The reaction of churches to President's Carter's proposal to reinstitute registration for the military draft has ranged from cool to downright defiant.

With few exceptions, the issue for church groups is not the question of drafting women, which has tended to preoccupy the media, but registration itself.

Last week the executive committee of the National Council of Churches overwhelmingly approved a resolution opposing the registration. The NCC committee urged its denominations to take a similar stand and to put their beliefs into practice by pressuring Congress to withhold the necessary funds for the registration program.

The organization of mainline Protestantism also called on member churches to organize and support educational efforts and counseling programs for young people who would have to register.

The adminstration board of the U.S. Roman Catholic heirarchy said it had "no objection in principle" to registration, in the light of what it said was the right of the state "to register citizens for the purpose of military conscription," both in times of peace and war.

But the bishops added, "We believe it necessary to present convincing reasons for this at any particular time." They stopped short of saying whether Carter had made a "convincing" case for registration at this time.

They did oppose "any reinstitution of military conscritpion except in the case of a national defense emergency.

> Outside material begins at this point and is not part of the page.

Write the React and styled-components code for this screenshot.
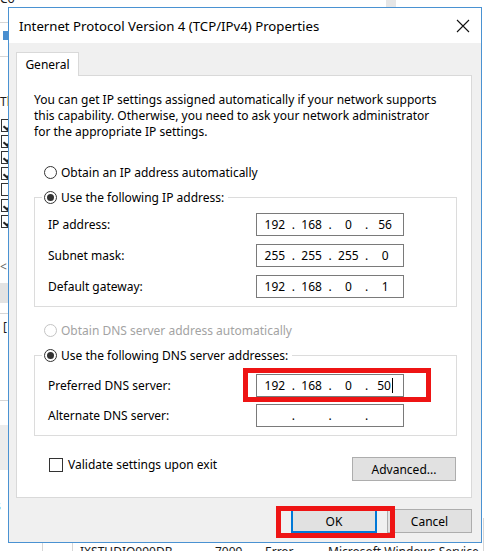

We support the present standby draft system which requires the chief executive to obtain a new authorization to induct a specific number of men into the armed forces if clear purposes of adequate defense demand conscription."

Both the Catholic bishops and the Protestant and Eastern Orthodox policy makers of the NCC unequivocally supported the right of conscientious objection to military service.

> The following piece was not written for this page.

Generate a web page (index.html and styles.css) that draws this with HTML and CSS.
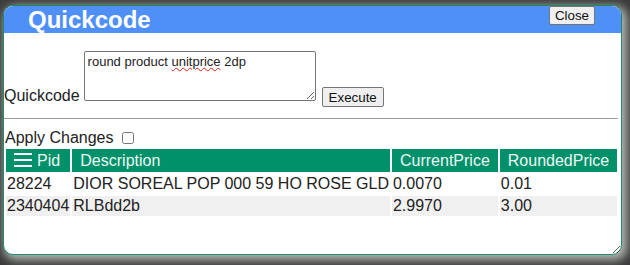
FILE: index.html
```html
<!DOCTYPE html>
<html lang="en">
<head>
    <meta charset="UTF-8">
    <title>Quickcode</title>
    <link rel="stylesheet" href="styles.css">
</head>
<body>
    <div class="dialog">
        <div class="dialog-header">
            <span class="dialog-title">Quickcode</span>
            <button class="close-btn">Close</button>
        </div>
        <div class="dialog-body">
            <div class="code-row">
                <label class="code-label">Quickcode</label>
                <div class="code-box" contenteditable="true">round product <span class="misspelt">unitprice</span> 2dp</div>
                <button class="exec-btn">Execute</button>
            </div>
            <hr class="divider">
            <div class="apply-row">
                <label>Apply Changes</label>
                <input type="checkbox" class="apply-check">
            </div>
            <table class="results">
                <thead>
                    <tr>
                        <th class="col-pid">
                            <span class="menu-icon">
                                <svg width="18" height="14" viewBox="0 0 18 14">
                                    <rect x="0" y="0" width="18" height="2" fill="#fff"/>
                                    <rect x="0" y="6" width="18" height="2" fill="#fff"/>
                                    <rect x="0" y="12" width="18" height="2" fill="#fff"/>
                                </svg>
                            </span>Pid
                        </th>
                        <th class="col-desc">Description</th>
                        <th class="col-cur">CurrentPrice</th>
                        <th class="col-round">RoundedPrice</th>
                    </tr>
                </thead>
                <tbody>
                    <tr>
                        <td>28224</td>
                        <td>DIOR SOREAL POP 000 59 HO ROSE GLD</td>
                        <td>0.0070</td>
                        <td>0.01</td>
                    </tr>
                    <tr class="alt">
                        <td>2340404</td>
                        <td>RLBdd2b</td>
                        <td>2.9970</td>
                        <td>3.00</td>
                    </tr>
                </tbody>
            </table>
        </div>
    </div>
</body>
</html>
```

FILE: styles.css
```css
body {
    margin: 0;
    padding: 5px 0 0 3px;
    height: 265px;
    box-sizing: border-box;
    overflow: hidden;
    background-color: #3b3b3b;
    font-family: Arial, "Liberation Sans", sans-serif;
    color: #222;
}

.dialog {
    width: 619px;
    height: 250px;
    box-sizing: border-box;
    background-color: #fff;
    border: 1px solid #1b8c6a;
    border-radius: 10px;
    box-shadow: 3px 3px 10px 2px rgba(200, 208, 200, 0.85);
    overflow: auto;
    resize: both;
}

.dialog-header {
    display: flex;
    align-items: flex-start;
    justify-content: space-between;
    height: 27px;
    background-color: #4e90f6;
    padding: 0 26px 0 24px;
}

.dialog-title {
    color: #fff;
    font-weight: bold;
    font-size: 24px;
    line-height: 28px;
}

.close-btn {
    font-family: Arial, "Liberation Sans", sans-serif;
    font-size: 13.333px;
    height: 19px;
    padding: 0 5px;
    margin: 0;
    color: #111;
    background-color: #efefef;
    border: 1px solid #767676;
    border-radius: 2px;
}

.code-row {
    display: flex;
    align-items: flex-end;
    padding-top: 18px;
    font-size: 16px;
}

.code-label {
    line-height: 18px;
    margin-bottom: -4px;
    margin-right: 4px;
}

.code-box {
    width: 232px;
    height: 50px;
    box-sizing: border-box;
    border: 1px solid #767676;
    border-radius: 2px;
    padding: 2px 3px;
    font-size: 13px;
    line-height: 15px;
    overflow: hidden;
    resize: both;
    outline: none;
}

.misspelt {
    text-decoration: underline wavy #e02020;
    text-decoration-thickness: 1px;
}

.exec-btn {
    font-family: Arial, "Liberation Sans", sans-serif;
    font-size: 13.333px;
    height: 20px;
    padding: 0 6px;
    margin: 0 0 -6px 6px;
    color: #111;
    background-color: #efefef;
    border: 1px solid #767676;
    border-radius: 2px;
}

.divider {
    margin: 17px 3px 0 0;
    border: none;
    border-top: 1px solid #9a9a9a;
    height: 0;
}

.apply-row {
    display: flex;
    align-items: center;
    font-size: 16px;
    padding-top: 10px;
    line-height: 18px;
}

.apply-row label {
    padding-left: 1px;
}

.apply-check {
    width: 12px;
    height: 12px;
    margin: 0 0 0 8px;
}

.results {
    border-spacing: 2px;
    font-size: 16px;
    margin-top: 0;
}

.results th {
    background-color: #00906a;
    color: #eef8f3;
    font-weight: normal;
    text-align: left;
    height: 23px;
    padding: 0 8px;
    white-space: nowrap;
}

.results td {
    padding: 0 1px;
    height: 20px;
    white-space: nowrap;
}

.results tr.alt td {
    background-color: #f0f0f0;
}

.col-pid { width: 48px; }
.col-desc { width: 301px; }
.col-cur { width: 89px; }
.col-round { width: 100px; }

.menu-icon {
    display: inline-block;
    vertical-align: -1px;
    margin-right: 5px;
}

.menu-icon svg {
    display: block;
}
```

Both the Catholic bishops and the NCC leaders drew on previous theologically based positions in taking their current stands.

The Catholic bishops turned thumbs down on the conscription of women, although they acknowledged it remains " a complex question."

They asserted that "the past practice of making military service an option for women but not an obligation has served us well as a society. We do not see good reasons for changing this practice, and so we oppose both the registration and the conscription of women."

The NCC did not deal with the question of drafting women, other than to assert that "the institutions of racism, sexism and economic discrimination are exacerbated by the military."

While Jewish organizations have yet to take a stand on the registration question as a whole, Orthodox Jewish leaders opposed drafting women.

"Drafting women and having them occupy the same barracks as men and fight in isolated posts over extended periods creates tensions and temptations which are morally unwholesome," said Rabbi Bernard Resensweig and Julius Berman in a joint statement. The two head the rabbinical and the congregational organizations of Orthodox Judaism.

Shawn Perry of the National Interreligious Serivce Board for Conscientious Objectors here said his organization is "getting an overwhelming reaction from religious groups" seeking information about conscientious objectors.

Many of the requests, he said, are coming from Catholic Youth Organizations as well as from Protestant and Jewish groups.

Perry's group is distributing what he called a "worksheet on war, so that conscientious objectors can make a record of their convictions" in case their request for that status may be challenged at some future date. "We recommend that they do that,' he said.